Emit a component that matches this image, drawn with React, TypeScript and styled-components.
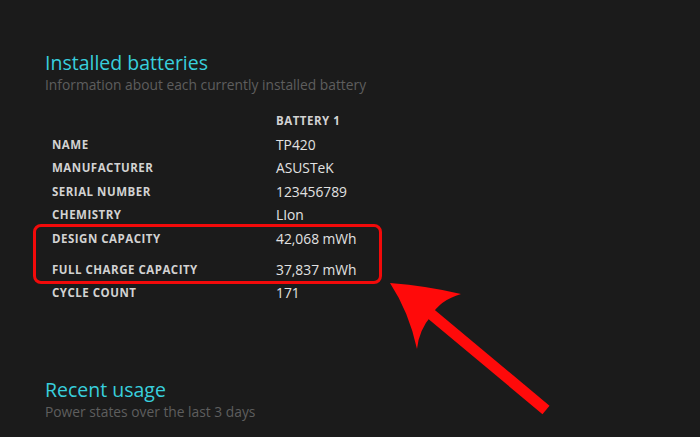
import React from 'react';
import styled, { createGlobalStyle } from 'styled-components';

const GlobalStyle = createGlobalStyle`
    html, body {
        margin: 0;
        padding: 0;
        background: #1b1b1b;
    }
    body {
        font-family: "Open Sans", "Noto Sans", sans-serif;
    }
`;

const Page = styled.div`
    position: relative;
    width: 700px;
    height: 437px;
    overflow: hidden;
    background: #1b1b1b;
    padding: 50px 0 0 45px;
    box-sizing: border-box;
`;

const Section = styled.section<{ $gap?: number }>`
    margin-top: ${(p) => p.$gap || 0}px;
`;

const Title = styled.h2`
    margin: 0;
    font-size: 19.5px;
    font-weight: 400;
    line-height: 26px;
    color: #38cfdd;
`;

const Subtitle = styled.div`
    font-size: 13.8px;
    line-height: 18px;
    color: #5e5e5e;
`;

const Table = styled.div`
    margin: 15px 0 0 7px;
    width: 329px;
`;

const Row = styled.div<{ $offset?: number }>`
    display: grid;
    grid-template-columns: 224px 1fr;
    height: 23.5px;
    align-items: center;
    margin-top: ${(p) => p.$offset || 0}px;
`;

const Label = styled.div`
    font-size: 11.5px;
    font-weight: 700;
    letter-spacing: 0.5px;
    color: #d2d2d2;
`;

const Value = styled.div`
    font-size: 13.8px;
    color: #e2e2e2;
`;

const Highlight = styled.div`
    margin: -3px -1px -3px -19px;
    padding: 0 0 0 16px;
    border: 3px solid #f20a0a;
    border-radius: 8px;
`;

const Overlay = styled.svg`
    position: absolute;
    left: 0;
    top: 0;
    pointer-events: none;
`;

const rows = [
    { label: 'NAME', value: 'TP420' },
    { label: 'MANUFACTURER', value: 'ASUSTeK' },
    { label: 'SERIAL NUMBER', value: '123456789' },
    { label: 'CHEMISTRY', value: 'LIon' },
];

const App = () => {
    return (
        <Page>
            <GlobalStyle />
            <Section>
                <Title>Installed batteries</Title>
                <Subtitle>Information about each currently installed battery</Subtitle>
                <Table>
                    <Row>
                        <div />
                        <Label>BATTERY 1</Label>
                    </Row>
                    {rows.map((r) => (
                        <Row key={r.label}>
                            <Label>{r.label}</Label>
                            <Value>{r.value}</Value>
                        </Row>
                    ))}
                    <Highlight>
                        <Row>
                            <Label>DESIGN CAPACITY</Label>
                            <Value>42,068 mWh</Value>
                        </Row>
                        <Row $offset={7.5}>
                            <Label>FULL CHARGE CAPACITY</Label>
                            <Value>37,837 mWh</Value>
                        </Row>
                    </Highlight>
                    <Row>
                        <Label>CYCLE COUNT</Label>
                        <Value>171</Value>
                    </Row>
                </Table>
            </Section>
            <Section $gap={72}>
                <Title>Recent usage</Title>
                <Subtitle>Power states over the last 3 days</Subtitle>
            </Section>

            <Overlay width="700" height="437" viewBox="0 0 700 437">
                <line x1="431" y1="314" x2="546" y2="410" stroke="#ff0a0a" strokeWidth="11" />
                <path
                    d="M390,283 Q428,286 461,294 Q440,300 431,316 Q419,330 417,349 Q409,312 390,283 Z"
                    fill="#ff0a0a"
                />
            </Overlay>
        </Page>
    );
};

export default App;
■ ■ ■ ■ ■
▸ **EXERCISE DIRECTIONS**:
Repeat the listing in full and exactly. Leave any pictures out.

▸ **EXPECTED OUTPUT**:
Emit a component that matches this image, drawn with React, TypeScript and styled-components.
import React from 'react';
import styled, { createGlobalStyle } from 'styled-components';

const GlobalStyle = createGlobalStyle`
    html, body {
        margin: 0;
        padding: 0;
        background: #1b1b1b;
    }
    body {
        font-family: "Open Sans", "Noto Sans", sans-serif;
    }
`;

const Page = styled.div`
    position: relative;
    width: 700px;
    height: 437px;
    overflow: hidden;
    background: #1b1b1b;
    padding: 50px 0 0 45px;
    box-sizing: border-box;
`;

const Section = styled.section<{ $gap?: number }>`
    margin-top: ${(p) => p.$gap || 0}px;
`;

const Title = styled.h2`
    margin: 0;
    font-size: 19.5px;
    font-weight: 400;
    line-height: 26px;
    color: #38cfdd;
`;

const Subtitle = styled.div`
    font-size: 13.8px;
    line-height: 18px;
    color: #5e5e5e;
`;

const Table = styled.div`
    margin: 15px 0 0 7px;
    width: 329px;
`;

const Row = styled.div<{ $offset?: number }>`
    display: grid;
    grid-template-columns: 224px 1fr;
    height: 23.5px;
    align-items: center;
    margin-top: ${(p) => p.$offset || 0}px;
`;

const Label = styled.div`
    font-size: 11.5px;
    font-weight: 700;
    letter-spacing: 0.5px;
    color: #d2d2d2;
`;

const Value = styled.div`
    font-size: 13.8px;
    color: #e2e2e2;
`;

const Highlight = styled.div`
    margin: -3px -1px -3px -19px;
    padding: 0 0 0 16px;
    border: 3px solid #f20a0a;
    border-radius: 8px;
`;

const Overlay = styled.svg`
    position: absolute;
    left: 0;
    top: 0;
    pointer-events: none;
`;

const rows = [
    { label: 'NAME', value: 'TP420' },
    { label: 'MANUFACTURER', value: 'ASUSTeK' },
    { label: 'SERIAL NUMBER', value: '123456789' },
    { label: 'CHEMISTRY', value: 'LIon' },
];

const App = () => {
    return (
        <Page>
            <GlobalStyle />
            <Section>
                <Title>Installed batteries</Title>
                <Subtitle>Information about each currently installed battery</Subtitle>
                <Table>
                    <Row>
                        <div />
                        <Label>BATTERY 1</Label>
                    </Row>
                    {rows.map((r) => (
                        <Row key={r.label}>
                            <Label>{r.label}</Label>
                            <Value>{r.value}</Value>
                        </Row>
                    ))}
                    <Highlight>
                        <Row>
                            <Label>DESIGN CAPACITY</Label>
                            <Value>42,068 mWh</Value>
                        </Row>
                        <Row $offset={7.5}>
                            <Label>FULL CHARGE CAPACITY</Label>
                            <Value>37,837 mWh</Value>
                        </Row>
                    </Highlight>
                    <Row>
                        <Label>CYCLE COUNT</Label>
                        <Value>171</Value>
                    </Row>
                </Table>
            </Section>
            <Section $gap={72}>
                <Title>Recent usage</Title>
                <Subtitle>Power states over the last 3 days</Subtitle>
            </Section>

            <Overlay width="700" height="437" viewBox="0 0 700 437">
                <line x1="431" y1="314" x2="546" y2="410" stroke="#ff0a0a" strokeWidth="11" />
                <path
                    d="M390,283 Q428,286 461,294 Q440,300 431,316 Q419,330 417,349 Q409,312 390,283 Z"
                    fill="#ff0a0a"
                />
            </Overlay>
        </Page>
    );
};

export default App;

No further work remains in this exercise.